Таисия точно знала, в какой казенный дом ей идти. Она уверенно зашла в кабинет Павла Федоровича, закрыла за собой дверь, сняла очки и села на стул перед его столом.
— Простите, вы по какому вопросу? — изумился врач.
— Я по поводу Алексея Самойлова.
— А вы — его родственница?
— Почти, я мать его невесты.
— А-а, теперь понимаю. Как же я сразу не догадался! Вам что, тоже моя ассистентка мешает?
— Не понимаю, о чем вы говорите. Я пришла совсем по другому вопросу. Скажите, сколько вы получаете за свою работу?
— Это не ваше дело, — обиделся врач.
— Понятно, значит, немного.
— А вы что же, хотите мне денег предложить? — язвительно спросил Павел Федорович.
— Да. — Она положила на стол деньги. —Вы ведь против свадьбы в больничной палате?
— Уберите деньги. Я просто рекомендовал немного подождать, но не настаивал. Если хотите — пусть женятся!
— Нет, я-то как раз хочу, чтобы вы запретили им расписаться в больнице.
— Простите, вы это серьезно? — Врач изумленно посмотрел на Таисию.
— Вполне! И если вы поможете мне, я заплачу вам еще столько же.
Таисия с вызовом посмотрела на врача, а он устало прикрыл глаза рукой.
— Уберите деньги, — сказал он мрачно. — С какой бы целью вы мне их ни предложили, я все равно не приму их.
— Простите, пожалуйста! — Таисия тут же поменяла тактику. — Это от отчаяния. Мне очень нужна ваша помощь. Отмените эту свадьбу, прошу вас.
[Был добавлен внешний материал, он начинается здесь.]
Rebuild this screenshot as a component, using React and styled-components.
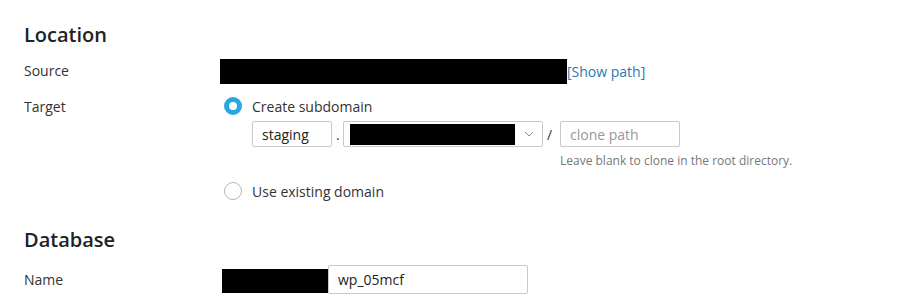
import React from 'react';
import styled, { createGlobalStyle } from 'styled-components';

const GlobalStyle = createGlobalStyle`
  html, body {
    margin: 0;
    padding: 0;
    background: #fff;
  }
  body {
    font-family: "Open Sans", "Liberation Sans", sans-serif;
    font-size: 14px;
    color: #333;
  }
`;

const Page = styled.div`
  padding: 22px 24px 0 24px;
  width: 900px;
  height: 298px;
  box-sizing: border-box;
  overflow: hidden;
`;

const Section = styled.section`
  margin-bottom: ${(p) => p.gap || 0}px;
`;

const Heading = styled.h2`
  margin: 0 0 ${(p) => p.mb || 10}px 0;
  font-size: 20px;
  font-weight: 600;
  color: #222;
  line-height: 26px;
`;

const Row = styled.div`
  display: flex;
  align-items: ${(p) => (p.top ? 'flex-start' : 'center')};
  min-height: ${(p) => p.h || 30}px;
  margin-bottom: ${(p) => p.mb || 0}px;
`;

const Label = styled.div`
  width: 196px;
  flex: none;
  line-height: 22px;
  color: #333;
  padding-top: ${(p) => p.pt || 0}px;
`;

const Value = styled.div`
  display: flex;
  flex-direction: column;
  align-items: flex-start;
`;

const Redacted = styled.div`
  background: #000;
  width: ${(p) => p.w}px;
  height: ${(p) => p.h}px;
  margin-left: ${(p) => p.ml || 0}px;
  margin-top: ${(p) => p.mt || 0}px;
  flex: none;
`;

const PathLink = styled.a`
  color: #2a7ab0;
  font-size: 14px;
  text-decoration: none;
  cursor: pointer;
`;

const RadioRow = styled.label`
  display: flex;
  align-items: center;
  margin-left: 4px;
  margin-top: ${(p) => p.mt || 0}px;
  height: 24px;
  gap: 10px;
  cursor: pointer;
`;

const RadioDot = styled.span`
  width: 18px;
  height: 18px;
  box-sizing: border-box;
  border-radius: 50%;
  flex: none;
  background: #fff;
  border: ${(p) => (p.checked ? '5px solid #28a8e0' : '1px solid #b7b7b7')};
`;

const SubFields = styled.div`
  display: flex;
  flex-direction: column;
  margin-left: 32px;
  margin-top: 3px;
`;

const FieldLine = styled.div`
  display: flex;
  align-items: center;
`;

const Input = styled.div`
  box-sizing: border-box;
  height: ${(p) => p.h || 26}px;
  width: ${(p) => p.w}px;
  border: 1px solid #c9c9c9;
  border-radius: 2px;
  background: #fff;
  padding: 0 9px;
  display: flex;
  align-items: center;
  color: ${(p) => (p.$muted ? '#999' : '#222')};
  font-size: 14px;
`;

const Select = styled.div`
  box-sizing: border-box;
  height: 26px;
  width: 200px;
  border: 1px solid #c9c9c9;
  border-radius: 2px;
  background: #fff;
  padding: 0 8px 0 6px;
  display: flex;
  align-items: center;
  justify-content: space-between;
`;

const Sep = styled.span`
  width: ${(p) => p.w}px;
  padding-left: ${(p) => p.pl || 0}px;
  box-sizing: border-box;
  color: #333;
  flex: none;
`;

const Hint = styled.div`
  margin-left: 308px;
  margin-top: 6px;
  font-size: 12px;
  color: #777;
  line-height: 16px;
`;

const Chevron = () => (
  <svg width="10" height="6" viewBox="0 0 10 6" fill="none">
    <path d="M1 1l4 4 4-4" stroke="#888" strokeWidth="1" />
  </svg>
);

export default function App() {
  return (
    <>
      <GlobalStyle />
      <Page>
        <Section gap={24}>
          <Heading>Location</Heading>
          <Row h={26} mb={10}>
            <Label>Source</Label>
            <Redacted w={347} h={25} />
            <PathLink>[Show path]</PathLink>
          </Row>
          <Row top>
            <Label pt={2}>Target</Label>
            <Value>
              <RadioRow>
                <RadioDot checked />
                <span>Create subdomain</span>
              </RadioRow>
              <SubFields>
                <FieldLine>
                  <Input w={80}>staging</Input>
                  <Sep w={11} pl={4}>.</Sep>
                  <Select>
                    <Redacted w={165} h={21} />
                    <Chevron />
                  </Select>
                  <Sep w={17} pl={4}>/</Sep>
                  <Input w={120} $muted>clone path</Input>
                </FieldLine>
                <Hint>Leave blank to clone in the root directory.</Hint>
              </SubFields>
              <RadioRow mt={10}>
                <RadioDot />
                <span>Use existing domain</span>
              </RadioRow>
            </Value>
          </Row>
        </Section>
        <Section>
          <Heading mb={11}>Database</Heading>
          <Row h={30}>
            <Label pt={2}>Name</Label>
            <Redacted w={106} h={24} ml={2} mt={4} />
            <Input w={200} h={29}>wp_05mcf</Input>
          </Row>
        </Section>
      </Page>
    </>
  );
}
— Но я же не работник ЗАГСа, я врач.
— Но вы же как врач понимаете, что для Алексея это будет шоком. Он ведь не то что невесту на руки поднять, сам пока подняться не сможет.
— И вы из-за этого волнуетесь? Не переживайте! Наоборот, свадьба поможет ему воспрянуть духом. Надежда и мысли о будущем придадут сил для борьбы. Это, в конце концов, позитивные эмоции.
— Доктор, все равно поговорите с моей дочерью, объясните ей, что свадьбу нужно отложить. Ну, по крайней мере, пока Алексей не встанет на ноги, — уговаривала Таисия.
— Что ж, поговорить я могу. Подождите… Почему вы говорите «пока»? Вы что, еще ничего не знаете?
— Чего я не знаю, доктор? — спросила Таисия тихо.
Доктор молчал.
— Так чего же я не знаю, Павел Федорович? — повторила она.
— Понимаете, лечение, на которое мы возлагали столько надежд, не удалось. В общем, Алеша уже никогда не встанет на ноги.
— Боже, бедный мальчик! Я ведь его с детства знаю. Как же так могло случиться? Это какой-то кошмар.
— Я сочувствую вам. То, что произошло, — это настоящая трагедия. Ужасно, когда надламываются судьбы таких еще молодых людей.
— А вы уже сказали об этом Алеше?.
— Нет, я собираюсь сделать это позже. Всему свое время.
— Думаете, так будет лучше? — спросила Таисия.
— Для него это будет настоящее потрясение. Ему и без того сейчас тяжело. Он ведь надеется, о чем-то мечтает, строит планы. А эта новость может его сломить.
— Да, да, я понимаю. Вам, конечно, виднее, но не будет ли от этого еще большего вреда?